For regular users, the takeaway is this: control is shrinking. Whether it’s data collection you didn’t expect, breaches you couldn’t prevent, or laws you didn’t vote on, the result is the same—you’re exposed. And unlike hardware or software fixes, the change here is cultural and structural, which means fixes will take time. That makes 2025 a critical year. If you’re not paying attention, you’ll end up sending your data into a system that operates on your privacy, not your consent.

The Path Forward

If you’re wondering what you can actually do after reading this, it’s not rocket science. First: assume none of your data is safe by default. Use services with transparent policies, enable two-factor authentication, and monitor what’s being collected. Second: choose apps with a clear track record. Third: support regulation that gives you control over your data—not just labels saying “safe” or “encrypted.” Finally: demand that companies and governments build privacy by design, not as an afterthought.

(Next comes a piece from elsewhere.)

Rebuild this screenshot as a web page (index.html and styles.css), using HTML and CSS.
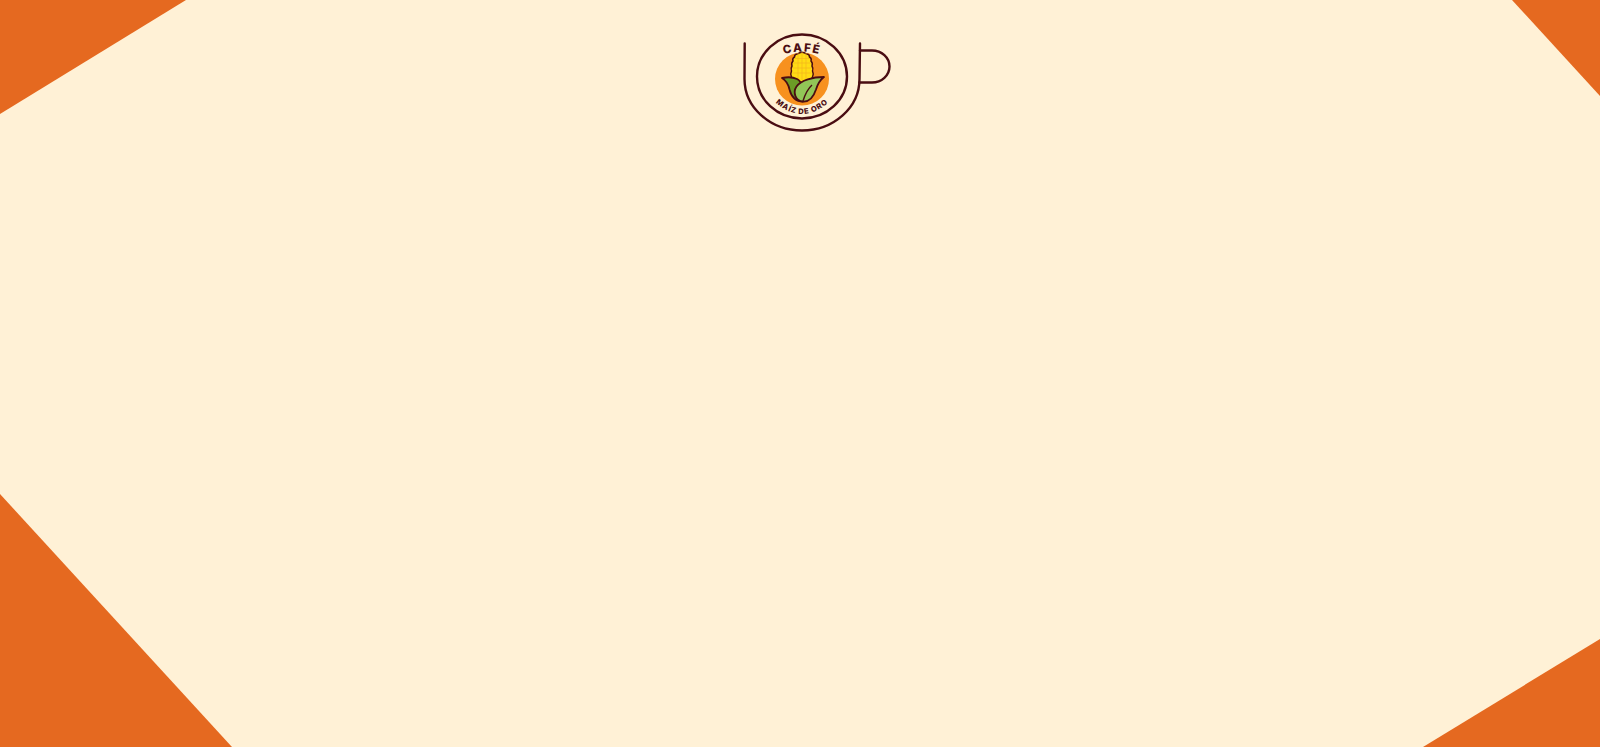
FILE: index.html
```html
<!DOCTYPE html>
<html lang="es">
<head>
<meta charset="utf-8">
<title>Café Maíz de Oro</title>
<link rel="stylesheet" href="styles.css">
</head>
<body>
<div class="corner corner-tl"></div>
<div class="corner corner-tr"></div>
<div class="corner corner-bl"></div>
<div class="corner corner-br"></div>
<header class="brand">
<svg class="logo" viewBox="700 25 200 115" width="200" height="115" role="img" aria-label="Café Maíz de Oro">
  <defs>
    <path id="arc-top" d="M776 57 Q802 46 828 57"/>
    <path id="arc-bottom" d="M766 93 Q802 135 838 93"/>
  </defs>
  <g class="line">
    <path d="M744.700 43.500 L744.500 79 A57.500 51.500 0 0 0 859.500 79 L860 43.500"/>
    <path d="M860 50.500 H872 A17.500 16 0 0 1 872 82.500 H859.500"/>
    <ellipse cx="802" cy="76.500" rx="45" ry="42"/>
  </g>
  <ellipse class="sun" cx="802" cy="79" rx="27" ry="26.500"/>
  <path class="corn" d="M797.500 54 Q802 50.500 806.500 54 Q809.500 54 809.500 57 Q812 58.500 811 61 Q813 63 812 66 Q813.500 68.500 812.500 71 Q814 74 812.500 77 L809 84 H795 L791.500 77 Q790 74 791.500 71 Q790.500 68.500 792 66 Q791 63 793 61 Q792 58.500 794.500 57 Q794.500 54 797.500 54Z"/>
  <path class="kernels" d="M794.500 58.500 H809.500 M793 63 H811 M792.500 68 H811.500 M792.500 73 H811.500 M798 53 V80 M802 51.500 V80 M806 53 V80"/>
  <g transform="translate(0 1.500)">
    <path class="leaf-dark" d="M782 76.500 C787 75.500 793 75.500 797 77.500 C802 80 804 89 803 100 C795 100 791 94 789.500 88 C788.500 83 786 79 782 76.500Z"/>
    <path class="leaf-light" d="M824 75.500 C813 75.500 801 78.500 796.500 85 C792.500 91 795.500 99.500 803 100 C810 100.500 814 94 816 88 C817.500 83 820 78.500 824 75.500Z"/>
    <path class="rib" d="M803 99.500 C805 93 807 88 812 83.500"/>
  </g>
  <text class="cafe"><textPath href="#arc-top" startOffset="50%">CAFÉ</textPath></text>
  <text class="maiz"><textPath href="#arc-bottom" startOffset="50%">MAÍZ DE ORO</textPath></text>
</svg>
</header>
</body>
</html>
```
FILE: styles.css
```css
html, body {
  margin: 0;
  height: 100%;
}
body {
  background: #fff1d6;
  overflow: hidden;
  position: relative;
  font-family: Inter, "Open Sans", "Liberation Sans", sans-serif;
}
.corner {
  position: absolute;
  background: #e56920;
}
.corner-tl {
  left: 0;
  top: 0;
  width: 186px;
  height: 114px;
  clip-path: polygon(0 0, 100% 0, 0 100%);
}
.corner-tr {
  right: 0;
  top: 0;
  width: 88px;
  height: 96px;
  clip-path: polygon(0 0, 100% 0, 100% 100%);
}
.corner-bl {
  left: 0;
  bottom: 0;
  width: 232px;
  height: 253px;
  clip-path: polygon(0 0, 100% 100%, 0 100%);
}
.corner-br {
  right: 0;
  bottom: 0;
  width: 177px;
  height: 108px;
  clip-path: polygon(100% 0, 100% 100%, 0 100%);
}
.brand {
  display: flex;
  justify-content: center;
  padding-top: 25px;
}
.logo {
  display: block;
}
.line {
  fill: none;
  stroke: #4a0d12;
  stroke-width: 2.400;
  stroke-linecap: round;
}
.sun {
  fill: #f7911e;
}
.corn {
  fill: #ffdc14;
  stroke: #4a0d12;
  stroke-width: 1.500;
}
.kernels {
  fill: none;
  stroke: #f4b51c;
  stroke-width: 0.700;
}
.leaf-dark {
  fill: #6b9c26;
  stroke: #4a0d12;
  stroke-width: 1.800;
  stroke-linejoin: round;
}
.leaf-light {
  fill: #92c657;
  stroke: #4a0d12;
  stroke-width: 1.800;
  stroke-linejoin: round;
}
.rib {
  fill: none;
  stroke: #4a0d12;
  stroke-width: 1.400;
}
.cafe, .maiz {
  fill: #4a0d12;
  font-weight: 800;
  text-anchor: middle;
}
.cafe {
  font-size: 11.500px;
  letter-spacing: 1.500px;
}
.maiz {
  font-size: 7.500px;
  letter-spacing: 0.800px;
}
```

Because the biggest scandals of 2025 didn’t involve hackers—they involved trust being broken in predictable ways. Apps storing intimate messages, browsers being circumvented, companies lobbying for your data without telling you. That’s the real story. If you treat 2025 as just another year, you’ll miss the turning point. It’s the year where privacy began to unravel in plain sight.

Conclusion

The internet’s biggest privacy scandals of 2025 are more than headlines. They’re warnings. A settlement with Google over tracking, a governmental push to break encryption, apps leaking personal confessions, companies silently monitoring your browsing—all of them show how privacy isn’t a feature anymore—it’s the battlefield. And you’re in the arena whether you know it or not.

Trust is slipping. Standards are falling. But awareness is rising. The only way to push back is by treating your data as something you actively protect, not passively hand over. These scandals are the mirror. They show where we’ve been, where we are, and where we might be going. If you care about your digital life, 2025 matters. Because this is the year privacy was tested—and found fragile.